南海高野線 極楽橋駅舎
極楽橋駅舎
■ 昭和4年(1924年)
■ 構造 木造二階建
秘境駅と呼ばれる理由(わけ)がよく分かる。周囲は深い山々に囲まれ、眼下には川が流れる。どこか桃源郷に訪れたかのようなそんな気分になる駅舎である。
本駅は南海高野線の終着駅であるとともにケーブルカーへの乗継駅として古くから栄え、高野山へ向かう唯一の鉄道移動手段の拠点としてその歴史は古い。昭和4年、高野線の開業に次いで翌年ケーブルカーへの乗継拠点が開設される。建物は大きく分けて4つ。1・2番線のプラットホームと駅舎、橋上建物、ケーブルカー乗継駅。訪れる殆どの人が列車からケーブルカーへと乗り継ぐ動線を取ることから改札口の利用は少なく最小限のスペースでまとめられている。プラットホームとケーブルカーの乗り場がLの字に配置されその交点に駅長室と前述の改札口がある。プラットホームへのアプローチが線路と平行しているために駅舎としての印象が非常に強い。と同時に、このような秘境に近代的な列車が並ぶ風景も非常に珍しい。

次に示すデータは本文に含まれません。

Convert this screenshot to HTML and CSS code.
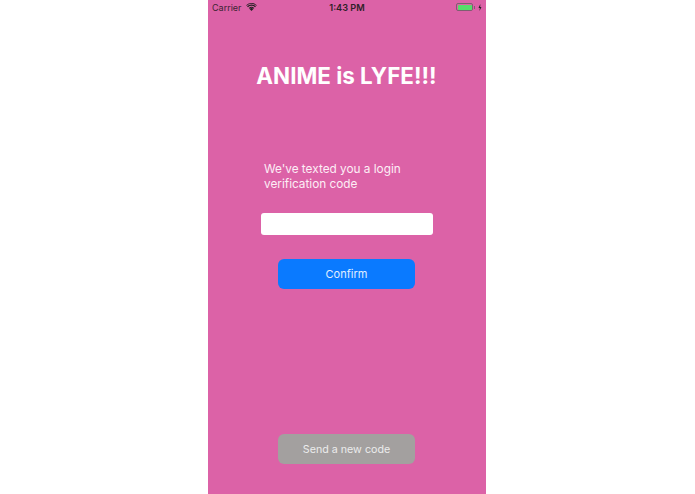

建築としても優れた意匠を持ち合わせており、その雰囲気は竣工当時の風情を今もなお伝えている。恐らく竣工から大きな改修などを施していないと思われる。渡り廊下の躯体はコンクリートであるが上屋は木造できれいなトラスが組まれおり、軒先から降りる格子の垂壁の意匠も実に繊細である。アーチ状になった川を渡るコンクリートの躯体も和風建築を彷彿させる工夫が見え、本駅に対する思い入れの強さを感じる。切妻の屋根に木製建具が規則正しく並び、古き良き建築のお手本のようである。ケーブルカーの乗り継ぎ場は木製腰張りの壁にアールデコ風のモダンな飾り窓。天井は格天井で組まれ手の込んだ駅舎であることがうかがえる。駅舎という用途から一切の無駄を省き、必要最小限の意匠を施した本建築は実にすばらしく、これまで訪れた近代建築の中でも印象深いものとなった。

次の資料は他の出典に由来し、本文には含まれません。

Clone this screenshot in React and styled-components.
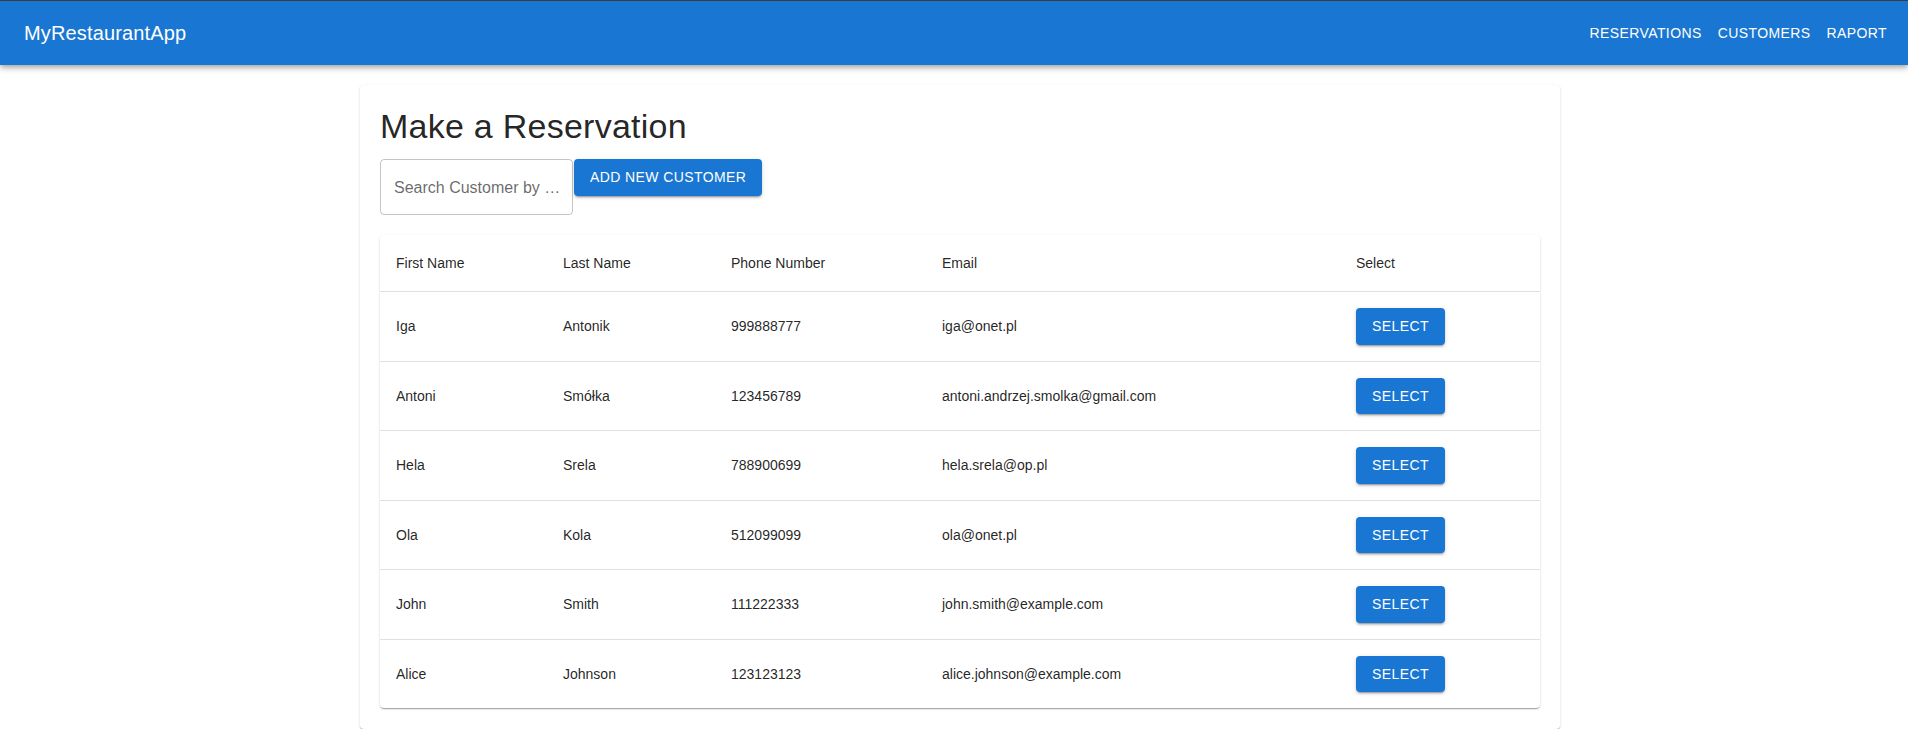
import React from "react";
import styled, { createGlobalStyle } from "styled-components";

const GlobalStyle = createGlobalStyle`
  * { box-sizing: border-box; }
  html, body {
    margin: 0;
    padding: 0;
    background: #fff;
    font-family: "Liberation Sans", Arial, Helvetica, sans-serif;
    color: rgba(0, 0, 0, 0.87);
  }
`;

const customers = [
  { first: "Iga", last: "Antonik", phone: "999888777", email: "iga@onet.pl" },
  { first: "Antoni", last: "Smółka", phone: "123456789", email: "antoni.andrzej.smolka@gmail.com" },
  { first: "Hela", last: "Srela", phone: "788900699", email: "hela.srela@op.pl" },
  { first: "Ola", last: "Kola", phone: "512099099", email: "ola@onet.pl" },
  { first: "John", last: "Smith", phone: "111222333", email: "john.smith@example.com" },
  { first: "Alice", last: "Johnson", phone: "123123123", email: "alice.johnson@example.com" },
];

const columns = [
  { label: "First Name", width: 167 },
  { label: "Last Name", width: 168 },
  { label: "Phone Number", width: 211 },
  { label: "Email", width: 414 },
  { label: "Select", width: 200 },
];

const App = () => {
  return (
    <>
      <GlobalStyle />
      <AppBar>
        <Brand>MyRestaurantApp</Brand>
        <Nav>
          <NavButton>Reservations</NavButton>
          <NavButton>Customers</NavButton>
          <NavButton>Raport</NavButton>
        </Nav>
      </AppBar>

      <Main>
        <Card>
          <Title>Make a Reservation</Title>
          <ActionRow>
            <SearchField>
              <SearchLabel>Search Customer by …</SearchLabel>
            </SearchField>
            <Button>Add New Customer</Button>
          </ActionRow>

          <TablePaper>
            <Table>
              <colgroup>
                {columns.map((c) => (
                  <col key={c.label} style={{ width: c.width }} />
                ))}
              </colgroup>
              <thead>
                <tr>
                  {columns.map((c) => (
                    <HeadCell key={c.label}>{c.label}</HeadCell>
                  ))}
                </tr>
              </thead>
              <tbody>
                {customers.map((c, i) => (
                  <Row key={c.phone} $last={i === customers.length - 1}>
                    <Cell>{c.first}</Cell>
                    <Cell>{c.last}</Cell>
                    <Cell>{c.phone}</Cell>
                    <Cell>{c.email}</Cell>
                    <Cell>
                      <Button>Select</Button>
                    </Cell>
                  </Row>
                ))}
              </tbody>
            </Table>
          </TablePaper>
        </Card>
      </Main>
    </>
  );
};

const AppBar = styled.header`
  display: flex;
  align-items: center;
  justify-content: space-between;
  height: 65px;
  padding: 0 13px 0 24px;
  background: #1976d2;
  border-top: 1px solid #3d3d3d;
  color: #fff;
  box-shadow: 0px 2px 4px -1px rgba(0, 0, 0, 0.2),
    0px 4px 5px 0px rgba(0, 0, 0, 0.14), 0px 1px 10px 0px rgba(0, 0, 0, 0.12);
  position: relative;
  z-index: 2;
`;

const Brand = styled.div`
  font-size: 20px;
  line-height: 1.6;
  letter-spacing: 0.15px;
`;

const Nav = styled.nav`
  display: flex;
  align-items: center;
`;

const NavButton = styled.button`
  border: 0;
  background: transparent;
  color: #fff;
  font-family: inherit;
  font-size: 14px;
  line-height: 1.75;
  letter-spacing: 0.4px;
  text-transform: uppercase;
  padding: 6px 8px;
  border-radius: 4px;
  cursor: pointer;
`;

const Main = styled.main`
  display: flex;
  justify-content: center;
  padding: 20px 0 0 12px;
`;

const Card = styled.section`
  width: 1200px;
  padding: 20px 20px 21px;
  background: #fff;
  border-radius: 4px;
  box-shadow: 0px 2px 1px -1px rgba(0, 0, 0, 0.2),
    0px 1px 1px 0px rgba(0, 0, 0, 0.14), 0px 1px 3px 0px rgba(0, 0, 0, 0.12);
`;

const Title = styled.h1`
  margin: 0 0 12px;
  font-size: 34px;
  font-weight: 400;
  line-height: 42px;
  letter-spacing: 0.25px;
  color: rgba(0, 0, 0, 0.87);
`;

const ActionRow = styled.div`
  display: flex;
  align-items: flex-start;
  gap: 1px;
`;

const SearchField = styled.div`
  width: 193px;
  height: 56px;
  border: 1px solid rgba(0, 0, 0, 0.23);
  border-radius: 4px;
  display: flex;
  align-items: center;
  padding: 0 10px 0 13px;
`;

const SearchLabel = styled.span`
  font-size: 16px;
  line-height: 23px;
  color: rgba(0, 0, 0, 0.6);
  white-space: nowrap;
`;

const Button = styled.button`
  border: 0;
  border-radius: 4px;
  background: #1976d2;
  color: #fff;
  font-family: inherit;
  font-size: 14px;
  line-height: 24.5px;
  letter-spacing: 0.4px;
  text-transform: uppercase;
  padding: 6px 16px;
  cursor: pointer;
  white-space: nowrap;
  box-shadow: 0px 3px 1px -2px rgba(0, 0, 0, 0.2),
    0px 2px 2px 0px rgba(0, 0, 0, 0.14), 0px 1px 5px 0px rgba(0, 0, 0, 0.12);
`;

const TablePaper = styled.div`
  margin-top: 20px;
  border-radius: 4px;
  overflow: hidden;
  background: #fff;
  box-shadow: 0px 2px 1px -1px rgba(0, 0, 0, 0.2),
    0px 1px 1px 0px rgba(0, 0, 0, 0.14), 0px 1px 3px 0px rgba(0, 0, 0, 0.12);
`;

const Table = styled.table`
  width: 100%;
  border-collapse: collapse;
  table-layout: fixed;
`;

const HeadCell = styled.th`
  text-align: left;
  font-weight: 400;
  font-size: 14px;
  line-height: 24px;
  padding: 16px;
  color: rgba(0, 0, 0, 0.87);
  border-bottom: 1px solid rgba(224, 224, 224, 1);
`;

const Row = styled.tr`
  border-bottom: ${({ $last }) => ($last ? "0" : "1px solid rgba(224, 224, 224, 1)")};
`;

const Cell = styled.td`
  font-size: 14px;
  line-height: 24px;
  padding: 16px;
  height: 69px;
  color: rgba(0, 0, 0, 0.87);
`;

export default App;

渡り廊下から眼下に目を配れば駅名の由来ともなった朱色に塗られた極楽橋が見える。この橋を渡って「不動坂」を登り、高野山上の「女人堂」に出ることで、高野詣りの風情を楽しむ人も多いとか。いつからか文明が進化しケーブルカーで詣でをするようになったのだが高野詣での重要な拠点であることには違いなくこれまで通り多くの人を高野山へ運び続けるであろう。取材当日、渡り廊下に多くの風鈴がかけられ川上を抜ける涼しい風に揺られて心地よい音色を奏でていた。趣のある建物、風鈴、自然、まるでタイムスリップしたような雰囲気に包まれた極楽橋駅。またひとつすばらしい建築に出会うことができました。